Synthesize of nitrogen doped carbon quantum dots by the hydrothermal method and its application for detection of iodide anion using paper based smart phone detection system.

Abstract

Abstract The purpose of this research is to design a Whatman paper based sensor for quantitative measurement of iodide anion by its quenching effect on the fluorescence intensity of the nitrogen doped carbon quantum dots (N-doped CQDs) using a smart phone as a detection system. In this project, N-doped CQDs were synthesized by a hydrothermal method using citric acid as a source of carbon and hexamethylenediamine as a source of nitrogen.

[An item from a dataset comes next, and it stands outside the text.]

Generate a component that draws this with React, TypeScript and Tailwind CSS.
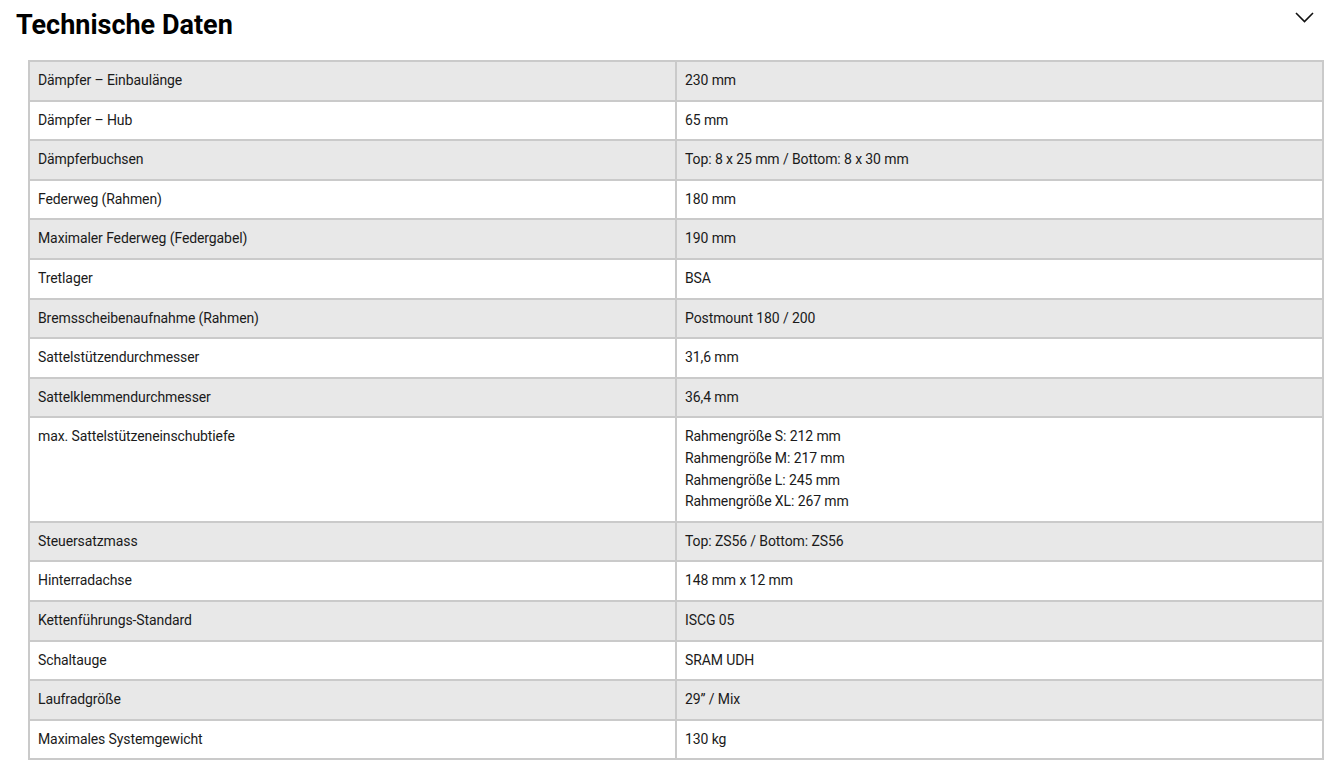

In order to characterize of the synthesized N-doped CQDs, Fourier transform infrared spectrophotometry (FT-IR), Energy-dispersive X-ray spectroscopy (EDX) and dynamic light scattering (DLS) was used. After designing of the paper based sensor, an aliquot of the mixture of the N-doped CQDs:Glue (glue roles as the stabilizing agent) was injected on the hydrophilic zone of the paper and then by injection of different concentrations of iodide anion, the reduction of the fluorescence intensity was measured using the smart phone camera. By optimizing the critical parameters affecting the quenching efficiency of the N-doped CQDs including the size of the hydrophilic zone, the volume ratio of the N-doped CQDs:Glue, type of the Whtaman filter paper and the pH of sample solution, the proposed method was used for determination of iodide ion. The results show that two calibration curves in the ranges of 1-10 and 15-200 mmol L-1 iodide were obtained for determination of iodide anion. Also, the detection limit (LOD) of 3 mmol L-1 and the relative standard deviation (RSD) in the range of 2.6-2.9 % were obtained for the iodide anion in the range of 50-150 mmol L-1. The main advantages of the propsed method are rapidity, inexpensively, simplicity, availability and no need of expert for operation.